How An Alcoholic Woman Slips Through The Legal System.
Posted by: KenP in society, social capital, sobriety, recovery community, recovery, psychology, Men, fear, enabling, costs, battle of the sexes, alcoholism, alcoholics, Alcoholic women, alcohol, Al-Anon, 12-step on
Sep 04, 2008
HOW AN ALCOHOLIC WOMAN SLIPS THROUGH THE LEGAL SYSTEM

All of us know about the lawsuit happy public. Suppose you are a police officer, and you are making the decision to arrest or not to arrest a clearly drunk woman you have just stopped. You might imagine the confrontation between yourself and this "sweet young thing" sitting in court with a capable DUI attorney. The attorney is droning on in front of the jury with something canned like this;
..."studies show that her lung volume is smaller than that of a man, and the breathalyzer machines in use today don't even take this factor into account...why the machine's results are as unreliable as the chauvinist attitude of the officer!"
Maybe this is why 85 out of 100 arrests for DUI are against men. There are lots of reasons, but the final devastating effect of our system is to compromise an important safety net designed to protect us all from alcoholism. If the suspect looks and smells good like our wives, moms, and daughters, then she really has to work hard to get a police officer to put the cuffs on her in the first place!
OK. Now, the officer has overcome all of his or her fears and prejudices, and has arrested this woman, and she is cuffed and hauled into jail. Is she going to show up with a DUI on her record that might identify her as an alcoholic and eventually save her life from this disease?
PROBABLY NOT!
Here is what is likely to happen. Following are the usual strategies employed by an attorney to "get her off" on the charge.
I. Probable Cause argument.
The first strategy is to attack the officer's decision to make the stop in the first place. Every officer knows this will have to be defended in court before the arrest is made, so the probable cause argument is a major block to an officer turning on the overhead lights at the outset. The attorney implies that the officer was just stopping cars at random to improve his arrest record. Often the officer is portrayed as a right wing misogynist with a special prejudice against women drivers.
II. Inaccurate field sobriety test strategy
There are many arcane studies focusing on the different ways that men and women metabolize alcohol. These studies, in the hands of a capable DUI attorney, serve to cast serious questions about the accuracy of the field sobriety test administered by the officer when the arrest was made. The officer may be grilled to demonstrate that his knowledge of all of this important data is limited which again makes the officer the one on trial and the person arrested for DUI to appear to be the victim.

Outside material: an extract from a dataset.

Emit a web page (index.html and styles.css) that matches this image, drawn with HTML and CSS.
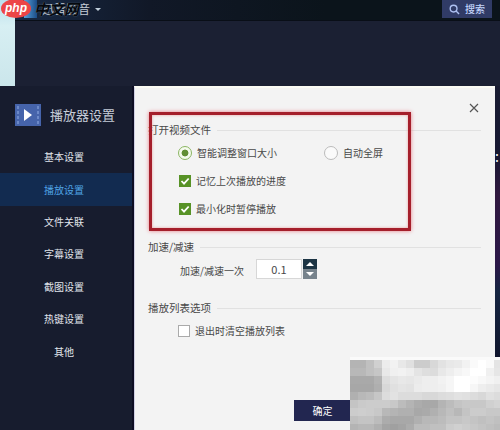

III. Reduced charge strategy.
"Wet reckless" is legal profession short for a reduced charge in a DUI. It means that you were driving with an elevated blood alcohol level, but NOT that you were intoxicated. Wet-reckless is achieved usually during plea bargaining. This is just plain old horse trading between the DA and the lady's DUI attorney. The concept is that the driver is admitting that she had consumed some alcohol, and that she had made the decision to drive. However, wet-reckless is not an admission of driving under the influence! This is the last resort after the above two ploys fail to have the charge thrown out altogether. If the officer cannot out-argue the lady's DUI attorney, then she is likely to dodge the DUI charge altogether by this tactic as well, since the wet-reckless charge gets her off with no record of the stop (i.e., it never appears on her driving record). Also, she does not lose her driver's license, and there is only a small fine.
If this is a woman of means, then she doesn't get that wrung out over the $5,000-$10,000 fine or the raising of her auto insurance by about $500/month. The whole denial system comes in to play to reduce her shame, and in some trendy neighborhoods, a wealthy woman can actually receive a kind of high attention level when it becomes known that she recently was hauled in just "a little high," and actually "beat the charge" with an expensive lawyer. She certainly has some interesting stories to tell now!
So there you have it. The youngest driving generation has the ladies at least matching the guys for alcohol abuse, and yet they still represent only 15% of the DUI convictions. Why? Because of the institutionalized denial built into our legal system. But who is to blame, gentlemen? Be honest. Which gender is making the arrest, trying the case, defending the lady, writing the laws, and being the judge?
Finally, probably the greatest tragedy is that a lady alcoholic is not identified as a diseased person. She skates. She continues drinking and destroying herself, and we as a society are enabling her to do it!
What is the solution? Right now, there is no solution!